EXERCISE DETAILS » The records that follow must be repeated verbatim, every one of them.

---- EXTRACTED MATERIAL

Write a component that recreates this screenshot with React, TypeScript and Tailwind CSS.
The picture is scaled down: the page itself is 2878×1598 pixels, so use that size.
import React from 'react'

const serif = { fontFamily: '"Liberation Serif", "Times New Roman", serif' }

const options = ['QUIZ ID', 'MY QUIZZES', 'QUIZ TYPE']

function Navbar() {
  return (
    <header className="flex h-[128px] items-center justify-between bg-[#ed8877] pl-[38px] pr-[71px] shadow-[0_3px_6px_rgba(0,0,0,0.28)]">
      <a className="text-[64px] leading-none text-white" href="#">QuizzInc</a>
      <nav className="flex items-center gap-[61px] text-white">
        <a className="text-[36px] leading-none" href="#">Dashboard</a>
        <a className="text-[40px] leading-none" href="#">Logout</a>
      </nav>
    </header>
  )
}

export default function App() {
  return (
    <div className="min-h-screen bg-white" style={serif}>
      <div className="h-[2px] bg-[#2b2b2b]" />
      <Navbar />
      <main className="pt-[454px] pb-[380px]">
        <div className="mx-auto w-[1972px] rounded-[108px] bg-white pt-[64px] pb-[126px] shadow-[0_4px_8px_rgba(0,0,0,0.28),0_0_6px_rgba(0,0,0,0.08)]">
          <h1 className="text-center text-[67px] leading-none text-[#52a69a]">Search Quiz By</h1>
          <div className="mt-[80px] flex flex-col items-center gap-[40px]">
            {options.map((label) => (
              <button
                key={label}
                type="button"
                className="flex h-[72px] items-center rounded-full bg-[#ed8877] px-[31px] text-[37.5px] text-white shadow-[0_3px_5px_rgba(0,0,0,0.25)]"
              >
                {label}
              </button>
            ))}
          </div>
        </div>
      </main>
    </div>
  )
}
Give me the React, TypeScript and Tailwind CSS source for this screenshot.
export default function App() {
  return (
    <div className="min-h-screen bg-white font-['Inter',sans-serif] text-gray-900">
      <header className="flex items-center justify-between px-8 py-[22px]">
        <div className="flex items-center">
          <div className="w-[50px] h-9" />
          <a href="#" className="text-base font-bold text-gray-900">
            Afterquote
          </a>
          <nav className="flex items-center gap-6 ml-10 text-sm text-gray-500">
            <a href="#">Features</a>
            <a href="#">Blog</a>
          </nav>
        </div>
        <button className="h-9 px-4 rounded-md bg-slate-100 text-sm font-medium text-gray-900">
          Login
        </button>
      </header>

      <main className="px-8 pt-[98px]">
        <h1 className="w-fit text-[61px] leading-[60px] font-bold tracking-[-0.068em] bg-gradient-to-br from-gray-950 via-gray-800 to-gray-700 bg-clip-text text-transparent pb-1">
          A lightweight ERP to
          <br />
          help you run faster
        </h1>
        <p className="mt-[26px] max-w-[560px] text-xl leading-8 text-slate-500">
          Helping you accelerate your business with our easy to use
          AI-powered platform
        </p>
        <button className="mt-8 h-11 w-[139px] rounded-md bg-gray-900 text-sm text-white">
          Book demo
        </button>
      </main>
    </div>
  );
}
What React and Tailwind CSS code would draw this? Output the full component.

--------

EXPECTED ANSWER »
Write a component that recreates this screenshot with React, TypeScript and Tailwind CSS.
The picture is scaled down: the page itself is 2878×1598 pixels, so use that size.
import React from 'react'

const serif = { fontFamily: '"Liberation Serif", "Times New Roman", serif' }

const options = ['QUIZ ID', 'MY QUIZZES', 'QUIZ TYPE']

function Navbar() {
  return (
    <header className="flex h-[128px] items-center justify-between bg-[#ed8877] pl-[38px] pr-[71px] shadow-[0_3px_6px_rgba(0,0,0,0.28)]">
      <a className="text-[64px] leading-none text-white" href="#">QuizzInc</a>
      <nav className="flex items-center gap-[61px] text-white">
        <a className="text-[36px] leading-none" href="#">Dashboard</a>
        <a className="text-[40px] leading-none" href="#">Logout</a>
      </nav>
    </header>
  )
}

export default function App() {
  return (
    <div className="min-h-screen bg-white" style={serif}>
      <div className="h-[2px] bg-[#2b2b2b]" />
      <Navbar />
      <main className="pt-[454px] pb-[380px]">
        <div className="mx-auto w-[1972px] rounded-[108px] bg-white pt-[64px] pb-[126px] shadow-[0_4px_8px_rgba(0,0,0,0.28),0_0_6px_rgba(0,0,0,0.08)]">
          <h1 className="text-center text-[67px] leading-none text-[#52a69a]">Search Quiz By</h1>
          <div className="mt-[80px] flex flex-col items-center gap-[40px]">
            {options.map((label) => (
              <button
                key={label}
                type="button"
                className="flex h-[72px] items-center rounded-full bg-[#ed8877] px-[31px] text-[37.5px] text-white shadow-[0_3px_5px_rgba(0,0,0,0.25)]"
              >
                {label}
              </button>
            ))}
          </div>
        </div>
      </main>
    </div>
  )
}
Give me the React, TypeScript and Tailwind CSS source for this screenshot.
export default function App() {
  return (
    <div className="min-h-screen bg-white font-['Inter',sans-serif] text-gray-900">
      <header className="flex items-center justify-between px-8 py-[22px]">
        <div className="flex items-center">
          <div className="w-[50px] h-9" />
          <a href="#" className="text-base font-bold text-gray-900">
            Afterquote
          </a>
          <nav className="flex items-center gap-6 ml-10 text-sm text-gray-500">
            <a href="#">Features</a>
            <a href="#">Blog</a>
          </nav>
        </div>
        <button className="h-9 px-4 rounded-md bg-slate-100 text-sm font-medium text-gray-900">
          Login
        </button>
      </header>

      <main className="px-8 pt-[98px]">
        <h1 className="w-fit text-[61px] leading-[60px] font-bold tracking-[-0.068em] bg-gradient-to-br from-gray-950 via-gray-800 to-gray-700 bg-clip-text text-transparent pb-1">
          A lightweight ERP to
          <br />
          help you run faster
        </h1>
        <p className="mt-[26px] max-w-[560px] text-xl leading-8 text-slate-500">
          Helping you accelerate your business with our easy to use
          AI-powered platform
        </p>
        <button className="mt-8 h-11 w-[139px] rounded-md bg-gray-900 text-sm text-white">
          Book demo
        </button>
      </main>
    </div>
  );
}
What React and Tailwind CSS code would draw this? Output the full component.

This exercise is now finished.